Read only version of Zotero on an Intranet page

Hi,

I work in the Library of a publishing company. For the last 5 years we have been accumulating a large collection of research reports which currently are stored in a local server, organized through folders. We currently receive individual requests

Our plan is to create a digital and searchable repository of research reports, make it public on the intranet of our organisation so that others can access it to run their own searches and find the reports they need.

An absolute requirement is to make it ‘read only’ for multiple users accessing it at the same time.

We thought that the best and most straight forward way it would be adding the link to our Zotero account on the intranet, provide login details to this single account so that they can access it. However what we don’t know, is how to make it ‘read only’ as we don’t want for other users to make any changes to it or even delete reports.

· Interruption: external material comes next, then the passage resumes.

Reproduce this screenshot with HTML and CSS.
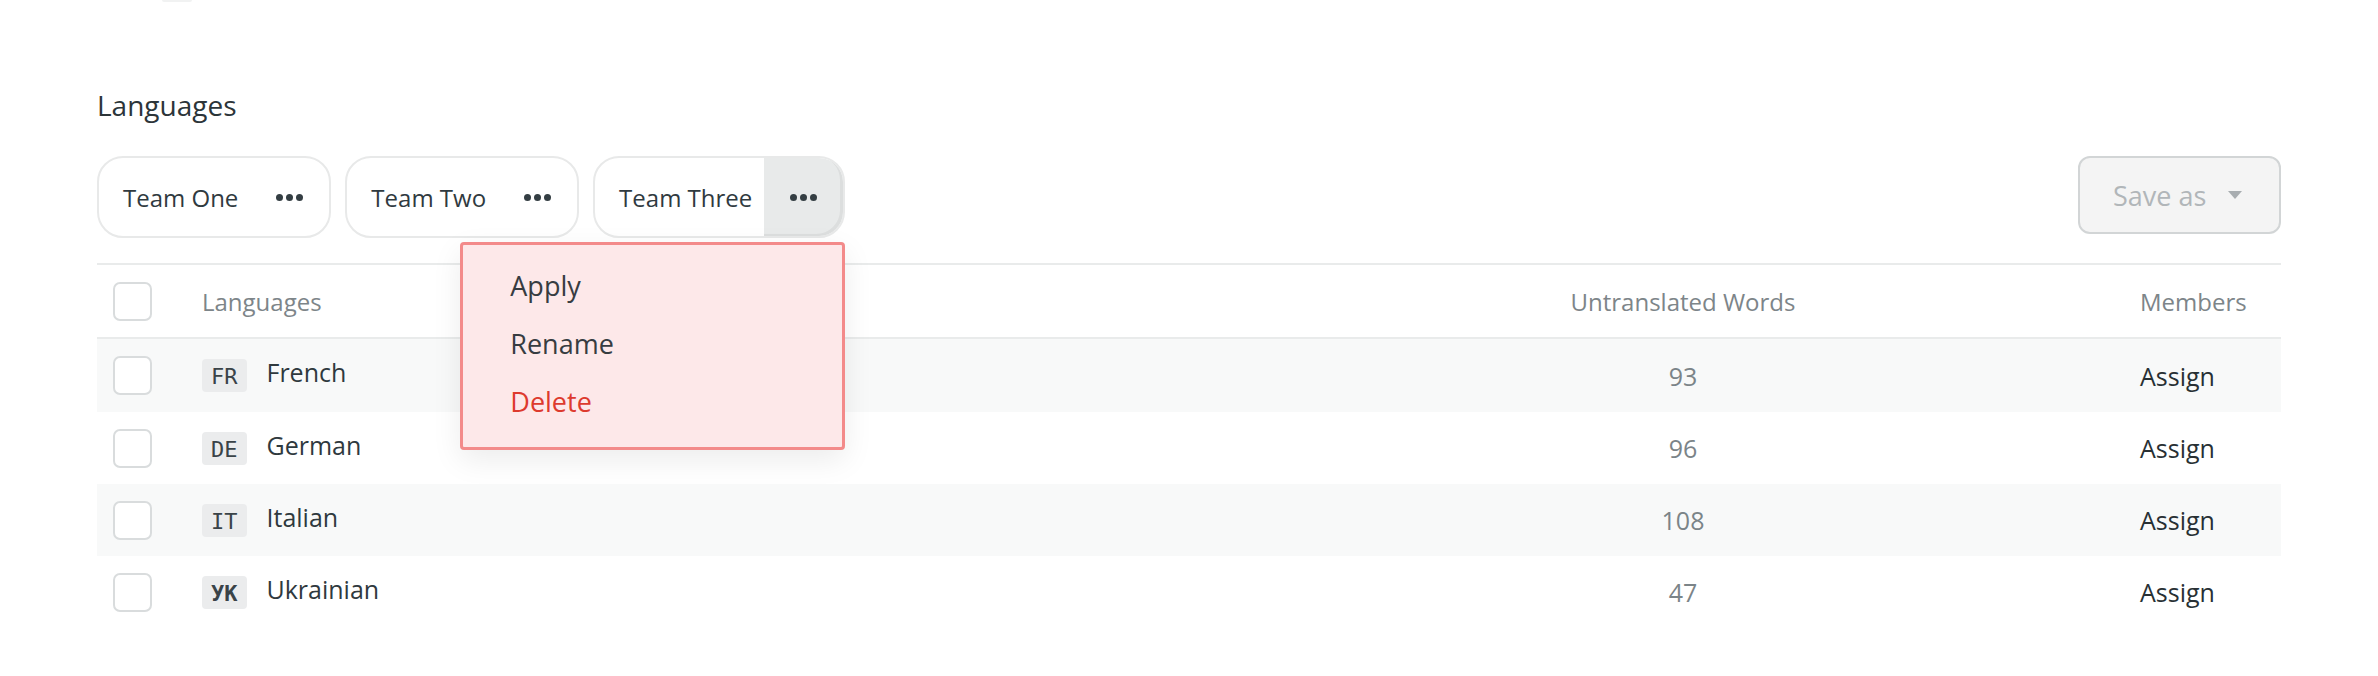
FILE: index.html
```html
<!DOCTYPE html>
<html lang="en">
<head>
<meta charset="utf-8">
<title>Languages</title>
<link rel="stylesheet" href="styles.css">
</head>
<body>
<div class="page">
  <div class="top-stub"></div>
  <h2 class="title">Languages</h2>
  <div class="toolbar">
    <div class="teams">
      <div class="team">
        <span class="team-name">Team One</span>
        <span class="dots"><i></i><i></i><i></i></span>
      </div>
      <div class="team">
        <span class="team-name">Team Two</span>
        <span class="dots"><i></i><i></i><i></i></span>
      </div>
      <div class="team team-open">
        <span class="team-name">Team Three</span>
        <span class="dots dots-active"><i></i><i></i><i></i></span>
        <div class="menu">
          <div class="menu-item">Apply</div>
          <div class="menu-item">Rename</div>
          <div class="menu-item menu-danger">Delete</div>
        </div>
      </div>
    </div>
    <div class="save">Save as <span class="caret"></span></div>
  </div>

  <div class="table">
    <div class="row row-head">
      <div class="cell cell-check"><span class="checkbox"></span></div>
      <div class="cell">Languages</div>
      <div class="cell cell-num">Untranslated Words</div>
      <div class="cell">Members</div>
    </div>
    <div class="row row-alt">
      <div class="cell cell-check"><span class="checkbox"></span></div>
      <div class="cell cell-lang"><span class="badge">FR</span><span class="lang-name">French</span></div>
      <div class="cell cell-num">93</div>
      <div class="cell cell-assign">Assign</div>
    </div>
    <div class="row">
      <div class="cell cell-check"><span class="checkbox"></span></div>
      <div class="cell cell-lang"><span class="badge">DE</span><span class="lang-name">German</span></div>
      <div class="cell cell-num">96</div>
      <div class="cell cell-assign">Assign</div>
    </div>
    <div class="row row-alt">
      <div class="cell cell-check"><span class="checkbox"></span></div>
      <div class="cell cell-lang"><span class="badge">IT</span><span class="lang-name">Italian</span></div>
      <div class="cell cell-num">108</div>
      <div class="cell cell-assign">Assign</div>
    </div>
    <div class="row">
      <div class="cell cell-check"><span class="checkbox"></span></div>
      <div class="cell cell-lang"><span class="badge badge-bold">УК</span><span class="lang-name">Ukrainian</span></div>
      <div class="cell cell-num">47</div>
      <div class="cell cell-assign">Assign</div>
    </div>
  </div>
  <div class="bottom-line"></div>
</div>
</body>
</html>
```

FILE: styles.css
```css
* { box-sizing: border-box; }

html, body {
  margin: 0;
  padding: 0;
  background: #ffffff;
}

body {
  font-family: "Open Sans", "Noto Sans", "Liberation Sans", sans-serif;
  color: #323c41;
  overflow: hidden;
}

.page {
  padding: 0 97px;
  height: 676px;
}

.top-stub {
  width: 30px;
  height: 2px;
  margin-left: 65px;
  background: #f1f2f2;
  border-radius: 0 0 8px 8px;
}

.title {
  margin: 84px 0 32px;
  font-size: 28px;
  line-height: 38px;
  font-weight: 500;
  color: #2c3539;
}

.toolbar {
  display: flex;
  justify-content: space-between;
  align-items: flex-start;
}

.teams {
  display: flex;
  gap: 14px;
}

.team {
  position: relative;
  display: flex;
  align-items: stretch;
  height: 82px;
  border: 2px solid #e8e9e9;
  border-radius: 26px;
  background: #ffffff;
}

.team-name {
  display: flex;
  align-items: center;
  padding: 0 12px 0 24px;
  font-size: 24px;
  color: #303a3f;
}

.dots {
  width: 79px;
  display: flex;
  align-items: center;
  justify-content: center;
  gap: 3px;
  border-radius: 0 24px 24px 0;
}

.dots i {
  display: block;
  width: 7px;
  height: 7px;
  border-radius: 50%;
  background: #343e43;
}

.dots-active {
  background: #e8eaea;
  box-shadow: inset -3px -2px 0 rgba(0, 0, 0, 0.05);
}

.menu {
  position: absolute;
  top: 84px;
  right: -2px;
  width: 385px;
  padding: 12px 0 16px;
  background: #fde8e9;
  border: 3px solid #f38a8a;
  border-radius: 4px;
  box-shadow: 0 10px 30px rgba(0, 0, 0, 0.08);
  z-index: 5;
}

.menu-item {
  padding-left: 47px;
  font-size: 27px;
  line-height: 58px;
  color: #373c41;
}

.menu-danger {
  color: #dd3a2e;
}

.save {
  display: flex;
  align-items: center;
  width: 203px;
  height: 78px;
  padding: 0 0 0 33px;
  background: #f4f4f4;
  border: 2px solid #d2d5d6;
  border-radius: 12px;
  font-size: 27px;
  color: #b1b6b9;
}

.caret {
  display: block;
  width: 0;
  height: 0;
  margin-left: 22px;
  border-left: 7px solid transparent;
  border-right: 7px solid transparent;
  border-top: 8px solid #a8adb0;
}

.table {
  margin-top: 25px;
  border-top: 2px solid #e9ebeb;
}

.row {
  display: grid;
  grid-template-columns: 105px 1fr 914px 141px;
  align-items: center;
  height: 72px;
  font-size: 25px;
}

.row-head {
  height: 74px;
  border-bottom: 2px solid #e9ebeb;
  font-size: 24px;
  color: #7d8589;
}

.row-alt {
  background: #f8f9f9;
}

.row:nth-child(2) {
  height: 73px;
}

.cell-check {
  padding-left: 16px;
  display: flex;
  align-items: center;
}

.checkbox {
  display: block;
  width: 39px;
  height: 39px;
  border: 2px solid #d9dcdd;
  border-radius: 7px;
  background: #ffffff;
}

.cell-lang {
  display: flex;
  align-items: center;
  gap: 20px;
  color: #2f393e;
}

.badge {
  display: block;
  height: 33px;
  padding: 0 9px;
  line-height: 35px;
  font-family: "DejaVu Sans Mono", "Liberation Mono", monospace;
  font-size: 22px;
  color: #3a4348;
  background: #ebeced;
  border-radius: 4px;
}

.badge-bold {
  font-weight: 700;
}

.lang-name {
  margin-bottom: 7px;
}

.cell-num {
  text-align: center;
  color: #7b8488;
}

.row-head .cell-num {
  color: #7d8589;
}

.cell-assign {
  font-weight: 500;
  color: #283034;
}

.bottom-line {
  margin: 48px 0 0 13px;
  height: 1px;
  background: #eff0f0;
}
```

Can we do this with Zotero? If so, how can it be done?

Many thanks,

David
  • You can limit library editing and file editing to accounts that are group admins & have accounts that are not designated as admins, so can't edit.

    However, sharing user/password credentials is a pretty poor solution...especially if any of your users already use Zotero or if it is used very broadly & people may end up changing account information accidentally or maliciously. Depending on how you implement this, it might be construed as a violation of the terms of service. Instead, you should probably let people apply to join the group with their own accounts.

    Depending on the particular nature of the reports and your organizational requirements, you may or may not be better off using a program that was purpose-built to be used for institutional repositories instead.
  • I'd do this with a group:
    Create a private group, move all content over, restrict add/editing items to group administrators under group settings and you should have everything you want. This would still sit on the Zotero server and not your intranet, but you can restrict access to those you invite and it doesn't sound like there's anything super-sensitive in there.
    If you wanted to, you could even have the login for one group member available on the intranet.